One day Jake and I were in Longview, and OG Boy texted yet again, so I figured the only way to lay this to rest is to go. I conned Jake into going to Olive Garden which he hates, I think I might have promised him a case of beer. I texted OG Boy to tell him he could recognize me by the 'big cornfed bruiser cousin' I was with and we went. And it was as awkward as I knew it would be. OG Boy had earrings, yes. Some big blingy looking Tyrell Owens CZ studs, and had a Boston accent. Because he was from Boston. In the small talk we made I learned that he was leaving in a few months to go to Umpire School. To learn how to be an umpire for baseball. Jake nearly choked on a breadstick. He whispers (loudly) "I didn't know there was like a school for umpires. I used to just show up to the highschool baseball field and they gave me $25 for calling a game. It ain't rocket science."

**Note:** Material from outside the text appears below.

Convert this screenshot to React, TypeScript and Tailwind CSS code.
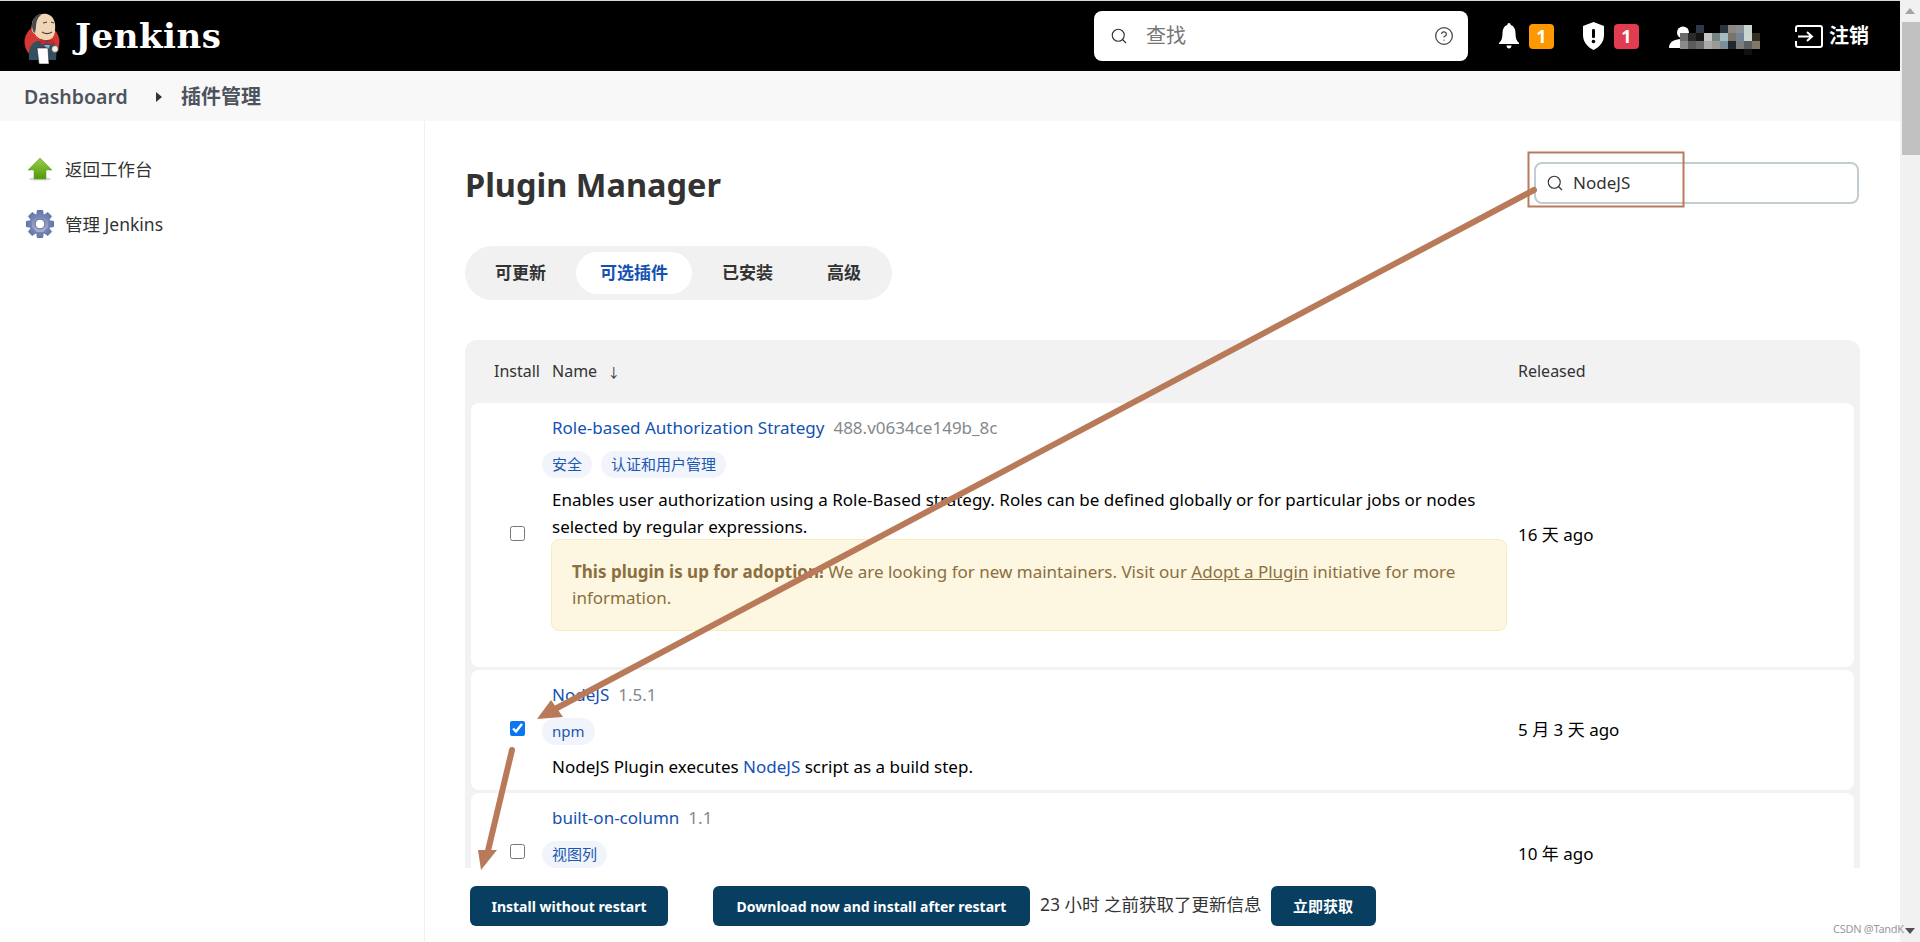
import { Search, CircleHelp } from "lucide-react";

const font = "font-['Noto_Sans','Noto_Sans_CJK_SC',sans-serif]";

const mosaic = [
  ["transparent", "transparent", "#32364a", "#000000", "#000000", "#2d333f", "#8d8980", "#8e8f96", "#c9d4cf", "#000000"],
  ["#6b6b6b", "#2a2a2a", "#141414", "#c5c5c5", "#76847f", "#a5bcc0", "#7a7468", "#74859a", "#cbd8d2", "#352e20"],
  ["#8a8a8a", "#5b5b5b", "#6b6b6b", "#aaaaaa", "#9a9a96", "#7a8e9e", "#212630", "#7d7d80", "#5c5f60", "#807868"],
];

const gearTeeth = [0, 45, 90, 135, 180, 225, 270, 315];

function JenkinsLogo() {
  return (
    <svg width="50" height="56" viewBox="0 0 50 56">
      <circle cx="22" cy="34" r="17.5" fill="#d33833" />
      <path d="M9 52 C8 42 10 36 17 33 L32 32 C36 36 37 42 36 52 Z" fill="#335061" />
      <path d="M12 16 C13 8 20 5 27 6 C34 8 36 15 35 22 C35 28 32 32 27 32 C22 32 17 30 15 26 C12 25 11 20 12 16 Z" fill="#f0d6b7" />
      <path d="M12 17 C12 10 17 6 22 6 C18 9 16 13 16 19 L15 25 C13 24 12 21 12 17 Z" fill="#49484a" />
      <path d="M22 24 C25 26 29 26 32 24 M23 15 L27 14 M31 14 L34 15" stroke="#5a3a28" strokeWidth="1.2" fill="none" />
      <path d="M21 31 L27 34 L33 31 L33 37 L27 35 L21 37 Z" fill="#e02020" />
      <path d="M24 37 L30 37 L28 42 Z" fill="#8fb0c4" />
      <path d="M17 40 L28 40 L29 56 L19 56 Z" fill="#ffffff" stroke="#222" strokeWidth="0.6" />
      <circle cx="35" cy="41" r="3.4" fill="#f4ede2" stroke="#333" strokeWidth="0.6" />
    </svg>
  );
}

function GreenArrow() {
  return (
    <svg width="30" height="24" viewBox="0 0 30 24">
      <defs>
        <linearGradient id="arrowFill" x1="0" y1="0" x2="0" y2="1">
          <stop offset="0" stopColor="#9ccc4e" />
          <stop offset="1" stopColor="#4e9a06" />
        </linearGradient>
      </defs>
      <ellipse cx="15" cy="22" rx="11" ry="1.6" fill="#d5d5d5" />
      <path d="M15 1 L27 13 L21 13 L21 22 L9 22 L9 13 L3 13 Z" fill="url(#arrowFill)" stroke="#6fa32f" strokeWidth="0.6" />
    </svg>
  );
}

function GearIcon() {
  return (
    <svg width="30" height="30" viewBox="0 0 30 30">
      <defs>
        <linearGradient id="gearFill" gradientUnits="userSpaceOnUse" x1="0" y1="0" x2="0" y2="30">
          <stop offset="0" stopColor="#5f74a8" />
          <stop offset="1" stopColor="#c0bcdc" />
        </linearGradient>
      </defs>
      <g fill="url(#gearFill)">
        <circle cx="15" cy="15" r="10.5" />
        {gearTeeth.map((a) => (
          <path key={a} d="M12 1 L18 1 L19 7 L11 7 Z" transform={`rotate(${a} 15 15)`} />
        ))}
      </g>
      <circle cx="15" cy="15" r="4.8" fill="#ffffff" stroke="#6d7398" strokeWidth="1" />
    </svg>
  );
}

function Tag({ label }: { label: string }) {
  return (
    <span className="h-[27px] px-[10px] rounded-full bg-[#f1f5fb] text-[#1c57b0] text-[15px] flex items-center">
      {label}
    </span>
  );
}

function PluginRow({
  name,
  version,
  tags,
  released,
  checked,
  rowClass,
  children,
}: {
  name: string;
  version: string;
  tags: string[];
  released: string;
  checked?: boolean;
  rowClass: string;
  children?: React.ReactNode;
}) {
  return (
    <div className={`flex bg-white rounded-lg shrink-0 ${rowClass}`}>
      <div className="w-[81px] flex justify-center items-center pl-[12px] pb-[4px]">
        <input
          type="checkbox"
          defaultChecked={checked}
          className="w-[15px] h-[15px] m-0 accent-[#0b76ef]"
        />
      </div>
      <div className="w-[966px] pt-[13px]">
        <div className="flex items-baseline gap-[9px] h-[24px] leading-[24px]">
          <span className="text-[17px] text-[#1351b4]">{name}</span>
          <span className="text-[17px] text-[#84888e]">{version}</span>
        </div>
        <div className="flex gap-[9px] -ml-[10px] mt-[11px]">
          {tags.map((t) => (
            <Tag key={t} label={t} />
          ))}
        </div>
        {children}
      </div>
      <div className="flex-1 flex items-center text-[17px] text-black">{released}</div>
    </div>
  );
}

export default function App() {
  return (
    <div className={`relative w-[1920px] h-[942px] overflow-hidden flex bg-white ${font}`}>
      <div className="w-[1900px] flex flex-col">
        <div className="h-px bg-[#d8d8d8] shrink-0" />
        {/* top bar */}
        <header className="h-[70px] bg-black flex items-center shrink-0 pr-[31px]">
          <div className="ml-[20px] w-[50px] h-[56px]">
            <JenkinsLogo />
          </div>
          <span className="ml-[5px] text-white text-[34px] font-bold font-['DejaVu_Serif',serif] leading-none tracking-[0.5px]">
            Jenkins
          </span>
          <div className="ml-auto w-[374px] h-[50px] bg-white rounded-lg flex items-center pl-[16px] pr-[14px]">
            <Search size={18} strokeWidth={1.5} className="text-[#333]" />
            <span className="ml-[18px] text-[20px] text-[#777]">查找</span>
            <CircleHelp size={20} strokeWidth={1.5} className="ml-auto text-[#444]" />
          </div>
          <svg className="ml-[31px]" width="20" height="26" viewBox="0 0 20 26" fill="#fff">
            <path d="M10 0 C11 0 11.7 .8 11.7 2 C15 3 16.5 6 16.5 10 C16.5 15 17.5 18 20 20 L20 21 L0 21 L0 20 C2.5 18 3.5 15 3.5 10 C3.5 6 5 3 8.3 2 C8.3 .8 9 0 10 0 Z M7.5 22.5 L12.5 22.5 C12.5 24.5 11.3 25.5 10 25.5 C8.7 25.5 7.5 24.5 7.5 22.5 Z" />
          </svg>
          <span className="ml-[10px] w-[25px] h-[25px] rounded bg-[#ff9800] text-white font-bold text-[18px] flex items-center justify-center">
            1
          </span>
          <svg className="ml-[29px]" width="21" height="28" viewBox="0 0 21 28">
            <path d="M10.5 0 L21 4 L21 13 C21 20 16.5 25 10.5 28 C4.5 25 0 20 0 13 L0 4 Z" fill="#fff" />
            <rect x="9" y="7" width="3" height="9" rx="1.2" fill="#000" />
            <circle cx="10.5" cy="19.5" r="1.8" fill="#000" />
          </svg>
          <span className="ml-[10px] w-[25px] h-[25px] rounded bg-[#e23c50] text-white font-bold text-[18px] flex items-center justify-center">
            1
          </span>
          <div className="relative ml-[30px] w-[91px] h-[30px]">
            <svg className="mt-[5px]" width="30" height="22" viewBox="0 0 30 22" fill="#fff">
              <circle cx="14" cy="6.5" r="6" />
              <path d="M0 22 C0 15 6 13 14 13 C22 13 28 15 28 22 Z" />
            </svg>
            <div className="absolute left-[11px] top-[4px] flex flex-col">
              {mosaic.map((row, y) => (
                <div key={y} className="flex">
                  {row.map((c, x) => (
                    <div key={x} className="w-[8px] h-[8px]" style={{ background: c }} />
                  ))}
                </div>
              ))}
              <div className="ml-[64px] w-[8px] h-[6px] bg-[#111]" />
            </div>
          </div>
          <svg className="ml-[35px]" width="28" height="23" viewBox="0 0 28 23" fill="none" stroke="#fff" strokeWidth="2">
            <path d="M1 7 L1 3 C1 2 2 1 3 1 L25 1 C26 1 27 2 27 3 L27 20 C27 21 26 22 25 22 L3 22 C2 22 1 21 1 20 L1 16" />
            <path d="M3 11.5 L16 11.5 M12 7 L17 11.5 L12 16" />
          </svg>
          <span className="ml-[6px] text-white font-bold text-[20px] leading-none">注销</span>
        </header>

        {/* breadcrumb */}
        <nav className="h-[50px] bg-[#f8f8f8] flex items-center shrink-0 pl-[24px] pt-[1px] font-semibold text-[#4d545d]">
          <span className="text-[19.5px] w-[101px]">Dashboard</span>
          <svg className="ml-[31px]" width="6" height="10" viewBox="0 0 6 10" fill="#333">
            <path d="M0 0 L6 5 L0 10 Z" />
          </svg>
          <span className="ml-[19px] text-[20px]">插件管理</span>
        </nav>

        <div className="flex-1 flex min-h-0">
          {/* side panel */}
          <aside className="w-[425px] shrink-0 border-r border-r-[#f0f0f0] pt-[34px] text-[#333] text-[17.5px]">
            <div className="flex items-center h-[28px]">
              <div className="ml-[25px] w-[30px] h-[24px]">
                <GreenArrow />
              </div>
              <span className="ml-[10px]">返回工作台</span>
            </div>
            <div className="flex items-center h-[30px] mt-[26px]">
              <div className="ml-[25px] w-[30px] h-[30px]">
                <GearIcon />
              </div>
              <span className="ml-[10px]">管理 Jenkins</span>
            </div>
          </aside>

          <main className="flex-1 min-w-0 flex flex-col">
            <div className="flex-1 min-h-0 overflow-hidden pl-[40px] pr-[40px]">
              <div className="h-[84px] flex items-start justify-between">
                <h1 className="mt-[42px] text-[32.5px] leading-[44px] font-bold text-[#333]">Plugin Manager</h1>
                <div className="mt-[41px] mr-[1px] w-[325px] h-[42px] rounded-lg border-2 border-[#c3ccd1] flex items-center pl-[10px]">
                  <Search size={18} strokeWidth={1.5} className="text-[#333]" />
                  <span className="ml-[9px] text-[17px] text-[#333]">NodeJS</span>
                </div>
              </div>
              <div className="mt-[41px] w-[427px] h-[54px] rounded-full bg-[#f1f1f1] p-[6px] flex gap-[6px] text-[17px] font-semibold text-[#333] whitespace-nowrap">
                <span className="h-[42px] px-[24px] flex items-center">可更新</span>
                <span className="h-[42px] px-[24px] flex items-center rounded-full bg-white text-[#1351b4]">可选插件</span>
                <span className="h-[42px] px-[24px] flex items-center">已安装</span>
                <span className="h-[42px] px-[24px] flex items-center">高级</span>
              </div>

              <div className="mt-[40px] bg-[#f2f2f2] rounded-t-xl px-[6px] flex flex-col gap-[3px] h-[600px]">
                <div className="h-[60px] pt-[2px] flex items-center text-[16px] text-[#333] shrink-0">
                  <span className="pl-[23px] w-[81px]">Install</span>
                  <span className="w-[966px]">
                    Name <span className="ml-[6px] text-[13px]">↓</span>
                  </span>
                  <span>Released</span>
                </div>
                <PluginRow
                  name="Role-based Authorization Strategy"
                  version="488.v0634ce149b_8c"
                  tags={["安全", "认证和用户管理"]}
                  released="16 天 ago"
                  rowClass="h-[264px]"
                >
                  <p className="mt-[8px] text-[17px] leading-[27px] text-black">
                    Enables user authorization using a Role-Based strategy. Roles can be defined globally or for particular jobs or nodes selected by regular expressions.
                  </p>
                  <div className="mt-[-1px] h-[92px] w-[956px] -ml-px rounded-lg bg-[#fdf6e0] border border-[#f8ebc4] px-[20px] pt-[19px] text-[17px] leading-[26px] text-[#8b6f3f]">
                    <b>This plugin is up for adoption!</b> We are looking for new maintainers. Visit our <u>Adopt a Plugin</u> initiative for more information.
                  </div>
                </PluginRow>
                <PluginRow
                  name="NodeJS"
                  version="1.5.1"
                  tags={["npm"]}
                  released="5 月 3 天 ago"
                  checked
                  rowClass="h-[120px]"
                >
                  <p className="mt-[8px] text-[17px] leading-[27px] text-black">
                    NodeJS Plugin executes <span className="text-[#1351b4]">NodeJS</span> script as a build step.
                  </p>
                </PluginRow>
                <PluginRow
                  name="built-on-column"
                  version="1.1"
                  tags={["视图列"]}
                  released="10 年 ago"
                  rowClass="h-[121px]"
                />
              </div>
            </div>

            {/* sticky install bar */}
            <div className="h-[74px] shrink-0 bg-white flex items-start pt-[18px] pl-[45px]">
              <button className="w-[198px] h-[40px] rounded-md bg-[#083f61] text-white text-[14px] font-bold">
                Install without restart
              </button>
              <button className="ml-[45px] w-[317px] h-[40px] rounded-md bg-[#083f61] text-white text-[14px] font-bold">
                Download now and install after restart
              </button>
              <span className="ml-[10px] text-[17.5px] text-[#333] h-[36px] leading-[36px]">23 小时 之前获取了更新信息</span>
              <button className="ml-[9px] w-[105px] h-[40px] rounded-md bg-[#083f61] text-white text-[15px] font-bold">
                立即获取
              </button>
            </div>
          </main>
        </div>
      </div>

      {/* scrollbar */}
      <div className="w-[20px] bg-[#f1f1f1] flex flex-col items-center relative">
        <svg className="mt-[8px]" width="10" height="6" viewBox="0 0 10 6" fill="#a3a3a3">
          <path d="M5 0 L10 6 L0 6 Z" />
        </svg>
        <div className="mt-[8px] w-[18px] ml-[1px] h-[133px] bg-[#c1c1c1]" />
        <svg className="mt-auto mb-[8px]" width="10" height="6" viewBox="0 0 10 6" fill="#505050">
          <path d="M0 0 L10 0 L5 6 Z" />
        </svg>
      </div>

      {/* annotations drawn on the shot */}
      <svg className="absolute inset-0 pointer-events-none" width="1920" height="942" viewBox="0 0 1920 942">
        <rect x="1528.5" y="152.5" width="155" height="54" fill="none" stroke="#b97a5a" strokeWidth="2" />
        <path d="M1534 190 L555 709" stroke="#b97a5a" strokeWidth="6" strokeLinecap="round" />
        <path d="M537 719 L551 700 L563 717 Z" fill="#b97a5a" />
        <path d="M512 750 L487 855" stroke="#b97a5a" strokeWidth="6" strokeLinecap="round" />
        <path d="M481 870 L478 850 L497 850 Z" fill="#b97a5a" />
      </svg>
      <span className="absolute left-[1833px] top-[921px] text-[11px] tracking-tight text-[#9a9a9a] font-['Noto_Sans',sans-serif]">
        CSDN @TandK
      </span>
    </div>
  );
}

Over the course of the "date" it became clear that OGB was more interested in my cousin than me, and it started feeling like I was interrupting their date. Mainly we both just wanted to get out of there, so after OGB left to check on his other tables we had a heated whispered debate on how to leave. Should we ask for the check? Just go? We even Googled the etiquette of what to do, but Google failed us. We both threw a $20 on the table, ran out and didn't look back.

If there had been a Viking Protocol App, it probably would've advised to order a bottle of wine, the steak, dessert, and to leave a note that read "Thanks for lunch big guy, here's my phone number. Love, Jake". Instead, Jake refused from that day forward to be my wingman. Which is really unfair since I've been on hand to rescue him from uncomfortable situations. I won't be specific, but I'm sure he remembers the time when the plumber turned out to be the ex husband. I'm just saying. I think an app or a batsignal would be super helpful for this Viking Village, I know we could all benefit. I'm just saying.